Gourmet Haus Staudt is at once a German specialty store and beer garden in Redwood City. The building’s exterior is modeled after a German haus, with stark white paint, shuttered windows with planter-filled windowsills, and German floral designs adoring the walls. Once you enter, you’ll be surrounded by shelves of German food, spices, over 100 beers, and products from Haribo, Ricola, and Toblerone. The beer garden in the back offers a selection of 10 German beers on tap, three rotating guest taps, and a food menu of traditional open-faced sandwiches, bratwurst, and laberkase, a Bavarian pork dinner loaf, served with sauerkraut, two eggs, and German potato salad.

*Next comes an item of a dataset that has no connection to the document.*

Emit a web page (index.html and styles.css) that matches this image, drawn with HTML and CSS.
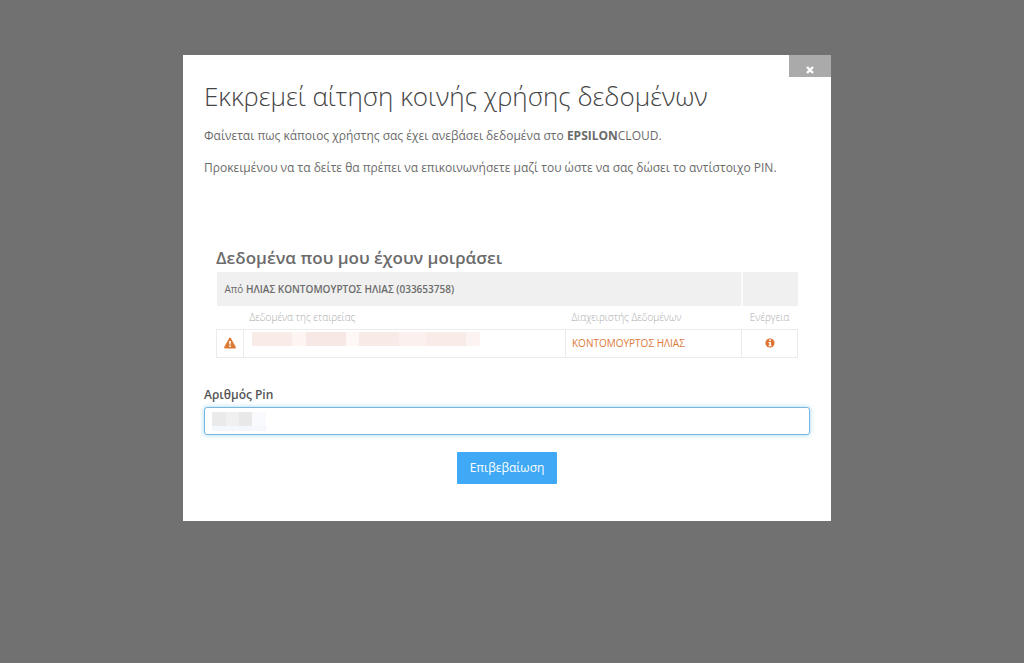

This sports bar is dotted with flat-screens and touts a substantial menu of American comfort food, including a baby kale-romaine Caesar and other salads, and snacks like crispy calamari, nachos, a smoked chicken quesadillas, house pizzas, and burgers with gruyere-grilled mushrooms, pulled pork, and house pimento cheese. The drinks menu encompasses a thoughtful list of local craft beers, seasonal cocktails, and notable California wines. Favorite specialty cocktails include a fruity raspberry-jalapeno margarita with agave and a blackberry and sage old-fashioned.
Topper is a neighborhood dive bar that can be found in South San Francisco, as well-known for its wall of Frisco sports memorabilia as its Topper Stix, which are breadsticks made with handmade dough topped with cheese and garlic butter. In addition to the Stix varieties available (they come in “cinnamonstix,” “berrystix,” “baconstix,” “pepperonistix,” and “tacostix”), other bar fare includes quesadillas, toasted grinders, wings, and a selection of house pizzas and customizable pizzas. While you’re sipping on one of Topper’s inexpensive cocktails, strike up a conversation with a fellow bar-goer; the place is teeming with regulars.